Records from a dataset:
## START

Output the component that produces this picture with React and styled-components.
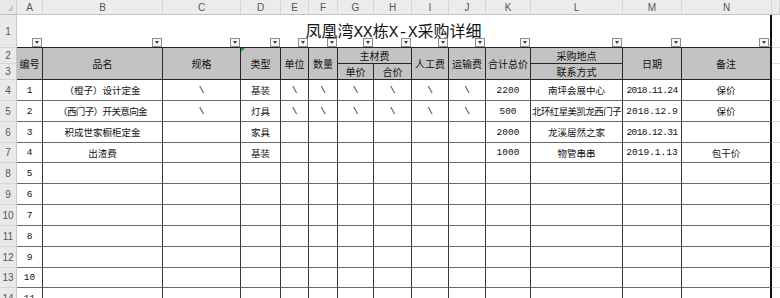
import React from "react";
import styled, { createGlobalStyle } from "styled-components";

// column widths A..N (N includes the thick 2px table edge)
const COLS = [26, 120, 78, 40, 28, 29, 36, 38, 37, 37, 45, 92, 59, 90];
const LETTERS = ["A", "B", "C", "D", "E", "F", "G", "H", "I", "J", "K", "L", "M", "N"];
const ROW_H = [21, 21, 21, 20, 21, 21, 21, 21, 21, 20, 21];
const NUMERIC = [0, 2, 4, 5, 6, 7, 8, 9, 10, 12];

const DATA = [
  ["1", "（橙子）设计定金", "\\", "基装", "\\", "\\", "\\", "\\", "\\", "\\", "2200", "南坪会展中心", "2018.11.24", "保价"],
  ["2", "（西门子）开关意向金", "\\", "灯具", "\\", "\\", "\\", "\\", "\\", "\\", "500", "北环红星美凯龙西门子", "2018.12.9", "保价"],
  ["3", "积成世家橱柜定金", "", "家具", "", "", "", "", "", "", "2000", "龙溪居然之家", "2018.12.31", ""],
  ["4", "出渣费", "", "基装", "", "", "", "", "", "", "1000", "物管串串", "2019.1.13", "包干价"],
  ...[5, 6, 7, 8, 9, 10, 11].map((n) => [String(n), "", "", "", "", "", "", "", "", "", "", "", "", ""]),
];

const GlobalStyle = createGlobalStyle`
  html, body {
    margin: 0;
    background: #fff;
    overflow: hidden;
  }
  body {
    font-family: "Noto Sans CJK SC", sans-serif;
  }
`;

const Sheet = styled.div`
  display: grid;
  grid-template-columns: 17px ${COLS.map((w) => w + "px").join(" ")} 1fr;
  grid-template-rows: 15px 33px 16px 16px ${ROW_H.map((h) => h + "px").join(" ")};
  width: 780px;
  height: 298px;
  overflow: hidden;
  > * {
    box-sizing: border-box;
    min-width: 0;
  }
`;

const Corner = styled.div`
  position: relative;
  background: #e9e9e9;
  border-right: 1px solid #cfcfcf;
  border-bottom: 1px solid #bdbdbd;
  &::after {
    content: "";
    position: absolute;
    right: 3px;
    bottom: 3px;
    border-left: 6px solid transparent;
    border-bottom: 6px solid #cacaca;
  }
`;

const ColHead = styled.div`
  display: flex;
  align-items: center;
  justify-content: center;
  background: #ececec;
  border-right: 1px solid #d6d6d6;
  border-bottom: 1px solid #c3c3c3;
  font: 10px "Liberation Sans", sans-serif;
  color: #555;
`;

const RowHead = styled.div`
  display: flex;
  align-items: center;
  justify-content: center;
  background: #e9e9e9;
  border-right: 1px solid #c6c6c6;
  border-bottom: 1px solid #d6d6d6;
  font: 10px "Liberation Sans", sans-serif;
  color: #555;
`;

const TitleCell = styled.div`
  grid-column: 2 / span 14;
  display: grid;
  grid-template-columns: ${COLS.slice(0, -1).map((w) => w + "px").join(" ")} 1fr;
  border-right: 2px solid #111;
  border-bottom: 1px solid #222;
`;

const Title = styled.div`
  grid-row: 1;
  grid-column: 1 / -1;
  align-self: end;
  justify-self: center;
  padding-bottom: 4px;
  font-family: "Liberation Mono", "Noto Sans CJK SC", monospace;
  font-size: 16px;
  line-height: 19px;
  color: #111;
`;

const FilterBtn = styled.span`
  grid-row: 1;
  grid-column: ${(p) => p.$col};
  align-self: end;
  justify-self: end;
  box-sizing: border-box;
  width: 10px;
  height: 9px;
  margin-right: 1px;
  display: flex;
  align-items: center;
  justify-content: center;
  background: #f6f6f6;
  border: 1px solid #8e8e8e;
  &::after {
    content: "";
    border-left: 2.5px solid transparent;
    border-right: 2.5px solid transparent;
    border-top: 3px solid #3c3c3c;
  }
`;

const HeadCell = styled.div`
  position: relative;
  grid-row: span ${(p) => p.$rs || 1};
  grid-column: span ${(p) => p.$cs || 1};
  display: flex;
  align-items: center;
  justify-content: center;
  background: #c3c3c3;
  border-right: ${(p) => (p.$last ? "2px solid #111" : "1px solid #262626")};
  border-bottom: 1px solid #262626;
  font-size: 10px;
  color: #111;
  white-space: nowrap;
  &::before {
    content: "";
    display: ${(p) => (p.$flag ? "block" : "none")};
    position: absolute;
    left: 0;
    top: 0;
    border-top: 4px solid #1f9d3f;
    border-right: 4px solid transparent;
  }
`;

const Cell = styled.div`
  display: flex;
  align-items: center;
  justify-content: center;
  border-right: ${(p) => (p.$last ? "2px solid #111" : "1px solid #3a3a3a")};
  border-bottom: 1px solid #6a6a6a;
  font-family: ${(p) =>
    p.$mono ? `"Liberation Mono", "Noto Sans CJK SC", monospace` : `"Noto Sans CJK SC", sans-serif`};
  font-size: 9.5px;
  letter-spacing: ${(p) => (p.$tight ? "-0.6px" : "0")};
  color: #111;
  white-space: nowrap;
  overflow: hidden;
`;

const Spare = styled.div`
  background: #fff;
  border-bottom: 1px solid #dcdcdc;
`;

export default function App() {
  return (
    <>
      <GlobalStyle />
      <Sheet>
        <Corner />
        {LETTERS.map((l) => (
          <ColHead key={l}>{l}</ColHead>
        ))}
        <ColHead />

        <RowHead>1</RowHead>
        <TitleCell>
          <Title>凤凰湾XX栋X-X采购详细</Title>
          {LETTERS.map((l, i) => (
            <FilterBtn key={l} $col={i + 1} />
          ))}
        </TitleCell>
        <Spare />

        <RowHead>2</RowHead>
        <HeadCell $rs={2}>编号</HeadCell>
        <HeadCell $rs={2}>品名</HeadCell>
        <HeadCell $rs={2}>规格</HeadCell>
        <HeadCell $rs={2} $flag>类型</HeadCell>
        <HeadCell $rs={2}>单位</HeadCell>
        <HeadCell $rs={2}>数量</HeadCell>
        <HeadCell $cs={2}>主材费</HeadCell>
        <HeadCell $rs={2}>人工费</HeadCell>
        <HeadCell $rs={2}>运输费</HeadCell>
        <HeadCell $rs={2}>合计总价</HeadCell>
        <HeadCell>采购地点</HeadCell>
        <HeadCell $rs={2}>日期</HeadCell>
        <HeadCell $rs={2} $last>备注</HeadCell>
        <Spare />

        <RowHead>3</RowHead>
        <HeadCell>单价</HeadCell>
        <HeadCell>合价</HeadCell>
        <HeadCell>联系方式</HeadCell>
        <Spare />

        {DATA.map((row, r) => (
          <React.Fragment key={r}>
            <RowHead>{r + 4}</RowHead>
            {row.map((v, c) => (
              <Cell
                key={c}
                $mono={NUMERIC.includes(c)}
                $last={c === 13}
                $tight={v.length > 9}
              >
                {v}
              </Cell>
            ))}
            <Spare />
          </React.Fragment>
        ))}
      </Sheet>
    </>
  );
}
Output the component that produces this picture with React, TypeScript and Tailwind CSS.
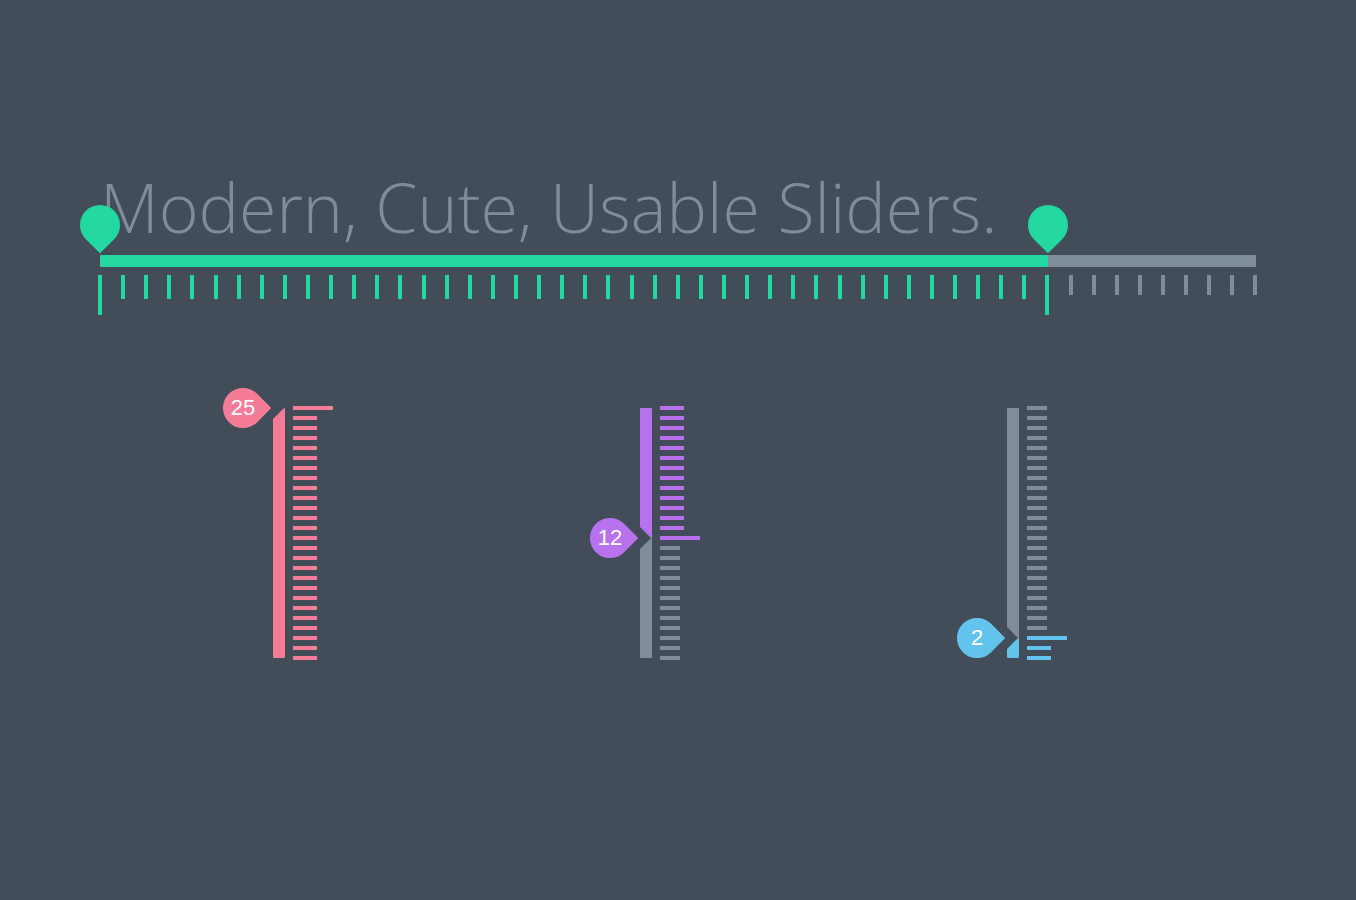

## END

**SET TASK**
Reproduce the material word for word. Any pictures should be left out of the copy.

**OUTPUT**
Output the component that produces this picture with React and styled-components.
import React from "react";
import styled, { createGlobalStyle } from "styled-components";

// column widths A..N (N includes the thick 2px table edge)
const COLS = [26, 120, 78, 40, 28, 29, 36, 38, 37, 37, 45, 92, 59, 90];
const LETTERS = ["A", "B", "C", "D", "E", "F", "G", "H", "I", "J", "K", "L", "M", "N"];
const ROW_H = [21, 21, 21, 20, 21, 21, 21, 21, 21, 20, 21];
const NUMERIC = [0, 2, 4, 5, 6, 7, 8, 9, 10, 12];

const DATA = [
  ["1", "（橙子）设计定金", "\\", "基装", "\\", "\\", "\\", "\\", "\\", "\\", "2200", "南坪会展中心", "2018.11.24", "保价"],
  ["2", "（西门子）开关意向金", "\\", "灯具", "\\", "\\", "\\", "\\", "\\", "\\", "500", "北环红星美凯龙西门子", "2018.12.9", "保价"],
  ["3", "积成世家橱柜定金", "", "家具", "", "", "", "", "", "", "2000", "龙溪居然之家", "2018.12.31", ""],
  ["4", "出渣费", "", "基装", "", "", "", "", "", "", "1000", "物管串串", "2019.1.13", "包干价"],
  ...[5, 6, 7, 8, 9, 10, 11].map((n) => [String(n), "", "", "", "", "", "", "", "", "", "", "", "", ""]),
];

const GlobalStyle = createGlobalStyle`
  html, body {
    margin: 0;
    background: #fff;
    overflow: hidden;
  }
  body {
    font-family: "Noto Sans CJK SC", sans-serif;
  }
`;

const Sheet = styled.div`
  display: grid;
  grid-template-columns: 17px ${COLS.map((w) => w + "px").join(" ")} 1fr;
  grid-template-rows: 15px 33px 16px 16px ${ROW_H.map((h) => h + "px").join(" ")};
  width: 780px;
  height: 298px;
  overflow: hidden;
  > * {
    box-sizing: border-box;
    min-width: 0;
  }
`;

const Corner = styled.div`
  position: relative;
  background: #e9e9e9;
  border-right: 1px solid #cfcfcf;
  border-bottom: 1px solid #bdbdbd;
  &::after {
    content: "";
    position: absolute;
    right: 3px;
    bottom: 3px;
    border-left: 6px solid transparent;
    border-bottom: 6px solid #cacaca;
  }
`;

const ColHead = styled.div`
  display: flex;
  align-items: center;
  justify-content: center;
  background: #ececec;
  border-right: 1px solid #d6d6d6;
  border-bottom: 1px solid #c3c3c3;
  font: 10px "Liberation Sans", sans-serif;
  color: #555;
`;

const RowHead = styled.div`
  display: flex;
  align-items: center;
  justify-content: center;
  background: #e9e9e9;
  border-right: 1px solid #c6c6c6;
  border-bottom: 1px solid #d6d6d6;
  font: 10px "Liberation Sans", sans-serif;
  color: #555;
`;

const TitleCell = styled.div`
  grid-column: 2 / span 14;
  display: grid;
  grid-template-columns: ${COLS.slice(0, -1).map((w) => w + "px").join(" ")} 1fr;
  border-right: 2px solid #111;
  border-bottom: 1px solid #222;
`;

const Title = styled.div`
  grid-row: 1;
  grid-column: 1 / -1;
  align-self: end;
  justify-self: center;
  padding-bottom: 4px;
  font-family: "Liberation Mono", "Noto Sans CJK SC", monospace;
  font-size: 16px;
  line-height: 19px;
  color: #111;
`;

const FilterBtn = styled.span`
  grid-row: 1;
  grid-column: ${(p) => p.$col};
  align-self: end;
  justify-self: end;
  box-sizing: border-box;
  width: 10px;
  height: 9px;
  margin-right: 1px;
  display: flex;
  align-items: center;
  justify-content: center;
  background: #f6f6f6;
  border: 1px solid #8e8e8e;
  &::after {
    content: "";
    border-left: 2.5px solid transparent;
    border-right: 2.5px solid transparent;
    border-top: 3px solid #3c3c3c;
  }
`;

const HeadCell = styled.div`
  position: relative;
  grid-row: span ${(p) => p.$rs || 1};
  grid-column: span ${(p) => p.$cs || 1};
  display: flex;
  align-items: center;
  justify-content: center;
  background: #c3c3c3;
  border-right: ${(p) => (p.$last ? "2px solid #111" : "1px solid #262626")};
  border-bottom: 1px solid #262626;
  font-size: 10px;
  color: #111;
  white-space: nowrap;
  &::before {
    content: "";
    display: ${(p) => (p.$flag ? "block" : "none")};
    position: absolute;
    left: 0;
    top: 0;
    border-top: 4px solid #1f9d3f;
    border-right: 4px solid transparent;
  }
`;

const Cell = styled.div`
  display: flex;
  align-items: center;
  justify-content: center;
  border-right: ${(p) => (p.$last ? "2px solid #111" : "1px solid #3a3a3a")};
  border-bottom: 1px solid #6a6a6a;
  font-family: ${(p) =>
    p.$mono ? `"Liberation Mono", "Noto Sans CJK SC", monospace` : `"Noto Sans CJK SC", sans-serif`};
  font-size: 9.5px;
  letter-spacing: ${(p) => (p.$tight ? "-0.6px" : "0")};
  color: #111;
  white-space: nowrap;
  overflow: hidden;
`;

const Spare = styled.div`
  background: #fff;
  border-bottom: 1px solid #dcdcdc;
`;

export default function App() {
  return (
    <>
      <GlobalStyle />
      <Sheet>
        <Corner />
        {LETTERS.map((l) => (
          <ColHead key={l}>{l}</ColHead>
        ))}
        <ColHead />

        <RowHead>1</RowHead>
        <TitleCell>
          <Title>凤凰湾XX栋X-X采购详细</Title>
          {LETTERS.map((l, i) => (
            <FilterBtn key={l} $col={i + 1} />
          ))}
        </TitleCell>
        <Spare />

        <RowHead>2</RowHead>
        <HeadCell $rs={2}>编号</HeadCell>
        <HeadCell $rs={2}>品名</HeadCell>
        <HeadCell $rs={2}>规格</HeadCell>
        <HeadCell $rs={2} $flag>类型</HeadCell>
        <HeadCell $rs={2}>单位</HeadCell>
        <HeadCell $rs={2}>数量</HeadCell>
        <HeadCell $cs={2}>主材费</HeadCell>
        <HeadCell $rs={2}>人工费</HeadCell>
        <HeadCell $rs={2}>运输费</HeadCell>
        <HeadCell $rs={2}>合计总价</HeadCell>
        <HeadCell>采购地点</HeadCell>
        <HeadCell $rs={2}>日期</HeadCell>
        <HeadCell $rs={2} $last>备注</HeadCell>
        <Spare />

        <RowHead>3</RowHead>
        <HeadCell>单价</HeadCell>
        <HeadCell>合价</HeadCell>
        <HeadCell>联系方式</HeadCell>
        <Spare />

        {DATA.map((row, r) => (
          <React.Fragment key={r}>
            <RowHead>{r + 4}</RowHead>
            {row.map((v, c) => (
              <Cell
                key={c}
                $mono={NUMERIC.includes(c)}
                $last={c === 13}
                $tight={v.length > 9}
              >
                {v}
              </Cell>
            ))}
            <Spare />
          </React.Fragment>
        ))}
      </Sheet>
    </>
  );
}
Output the component that produces this picture with React, TypeScript and Tailwind CSS.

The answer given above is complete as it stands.